Book Club and its mission might remind one of the following quote: Children’s author Katherine Paterson, creator of Bridge to Terabithia and other books, said “It is not enough to simply teach children to read; we have to give them something worth reading. Something that will stretch their imaginations– something that will help them make sense of their own lives and encourage them to reach out toward people whose lives are quite different from their own.” The CYC’s Book Club embodies this quote, as it is a program that not only helps children to enjoy good books, but also helps them makes sense of the world around them and the people they love. In this way, students’ voices are celebrated at the CYC, not just as students create their own writing, but also as they respond to the writing of others.


Finding Friendship in Unusual Places

There’s nothing quite as wonderful as a good friend. Someone you can always count on, even when times are rough. At the Creative Youth Center, friendships often grow and bloom because of students’ abilities to share themselves and share their writing. The first and second grade students have been reading and writing about friendship this year, and they have written some incredible stories. Here is part of second grader Elle’s ongoing chronicle of adventures:

Chapter one- One day Chimp wrote a letter to Dino. It said that Chimp was on vacation for a week. Then Dino got another letter. It said I’m lonely. Then Dino wrote a letter to Chimp. It said we will meet for dinner at a pizza place. And they did. Then Chimp said would you like to stay with me. Dino said yes. The end.

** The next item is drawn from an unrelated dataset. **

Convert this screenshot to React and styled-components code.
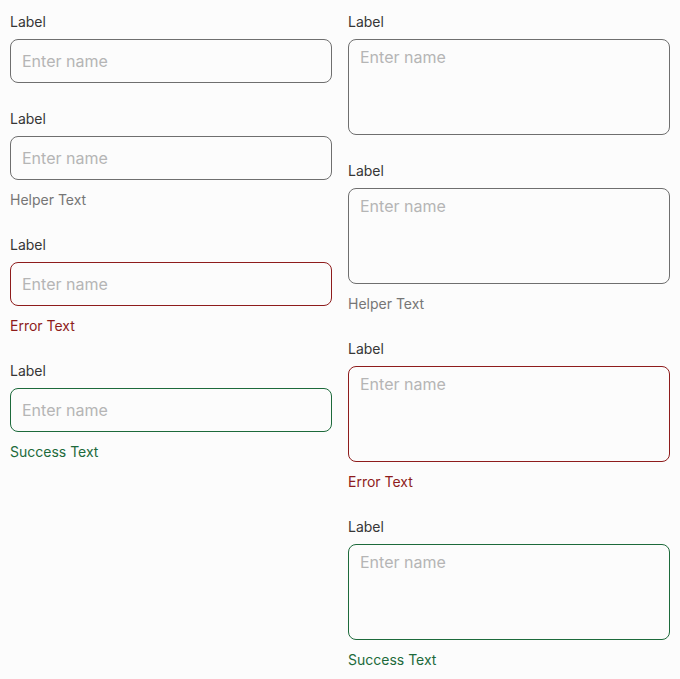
import React from "react";
import styled, { createGlobalStyle, css } from "styled-components";

const GlobalStyle = createGlobalStyle`
  html, body {
    margin: 0;
    padding: 0;
    background: #fcfcfc;
  }
  body {
    font-family: Inter, "Noto Sans", sans-serif;
  }
  * { box-sizing: border-box; }
`;

const tones = {
  neutral: { border: "#6f6f6f", text: "#767676" },
  error: { border: "#8e1c1c", text: "#8e1c1c" },
  success: { border: "#1d6a3b", text: "#1d6a3b" },
};

const Page = styled.main`
  display: grid;
  grid-template-columns: 322px 322px;
  column-gap: 16px;
  align-items: start;
  padding: 11px 10px 10px;
`;

const Column = styled.div`
  display: flex;
  flex-direction: column;
  gap: 25px;
`;

const Field = styled.div`
  display: flex;
  flex-direction: column;
`;

const Label = styled.label`
  font-size: 14px;
  line-height: 20px;
  padding-top: 1px;
  color: #363636;
  margin-bottom: 7px;
`;

const controlBase = css`
  width: 100%;
  font-family: Inter, "Noto Sans", sans-serif;
  font-size: 16px;
  color: #222;
  background: #fcfcfc;
  border: 1px solid ${(p) => tones[p.$tone].border};
  border-radius: 8px;
  outline: none;
  margin: 0;

  &::placeholder {
    color: #b5b5b5;
    opacity: 1;
  }
`;

const TextInput = styled.input`
  ${controlBase}
  height: 44px;
  padding: 0 11px;
`;

const TextArea = styled.textarea`
  ${controlBase}
  display: block;
  height: 96px;
  padding: 7px 11px;
  line-height: normal;
  resize: none;
`;

const Message = styled.span`
  margin-top: 10px;
  margin-bottom: -1px;
  font-size: 14px;
  line-height: 20px;
  color: ${(p) => tones[p.$tone].text};
`;

const variants = [
  { tone: "neutral", message: null },
  { tone: "neutral", message: "Helper Text" },
  { tone: "error", message: "Error Text" },
  { tone: "success", message: "Success Text" },
];

function FormField({ tone, message, multiline, id }) {
  const Control = multiline ? TextArea : TextInput;
  return (
    <Field>
      <Label htmlFor={id}>Label</Label>
      <Control id={id} $tone={tone} placeholder="Enter name" />
      {message && <Message $tone={tone}>{message}</Message>}
    </Field>
  );
}

export default function App() {
  return (
    <>
      <GlobalStyle />
      <Page>
        <Column>
          {variants.map((v, i) => (
            <FormField key={i} id={`in-${i}`} {...v} />
          ))}
        </Column>
        <Column>
          {variants.map((v, i) => (
            <FormField key={i} id={`ta-${i}`} multiline {...v} />
          ))}
        </Column>
      </Page>
    </>
  );
}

Chapter two- When Dino got to Chimp’s house they got their PJ’s on, brushed their teeth and got in bed and then Dino said can you read me a story. Chimp said yes. They read about pirates and went to bed.

Elle is pictured with her Book Club volunteer reading buddy, Vera. Stay tuned for more installments of Dino and Chimp’s adventures!



“I Am Thankful” a poem by Cameron, 4th grade

When many families sit around the Thanksgiving dinner table, there is a tradition of sharing something they are thankful for. It can be hard, however, to find the right words to express the unbound gratitude of the moment. That being said, this poem by a CYC student, 4th grader, Cameron, captures the overflowing gratitude that many of us experience during the holiday season. More than that, Cameron finds a way to say “thanks” for all of the little things that we so often forget to be thankful for. Like “looking fancy,” cooking enchiladas with mom, and, of course, pumpkin pie. Here is Cameron’s poem:

I am thankful for life. I am thankful for coming to the CYC. I’m thankful for family. I am thankful for my personality and curiosity and knowledge. I am thankful for shelter and living in a happy place. I am thankful for having a Wii U game and a bunch of books at my house to read, because I like reading. I’m thankful that the CYC has a fairy house and that we get to write about it. I’m thankful for choose your own adventure stories. I’m thankful for a pair of shoes and looking fancy.

I am thankful for air, and for my sister because she gives me ideas. She gave me ideas for making her a bouncy house, and anytime she’s sad we make her happy. I’m thankful for my grandpa and the furniture he made me and the picture he brought me that made me feel my spirit. He made chairs and tables and some wood so I can build stuff. One time he made one into a hockey stick so I can play hockey in the street. I’m thankful for Unsolved Mysteries because I love that show on TV.

I’m thankful for my dad because, every time I do something wrong, he talks to me about it and tells me very important stuff that I need to know for life.

I’m thankful for my mom and she helps me cook. Last night I helped her cook enchiladas.

I’m thankful I’m going to MLK. We have our own soccer field. At my old school, me and my cousin and my friends used to ride the bus there and talk about Pokemon and stuff. When he comes over sometimes he helps me do my homework. He’s my old friend. He’s thirteen. But sometimes we feel like we’re brothers. My favorite thing to eat on Thanksgiving is pumpkin pie. My grandma always comes over for Thanksgiving. We’re making sweet potatoes. I don’t know how to make them. Some people just say you put love in them.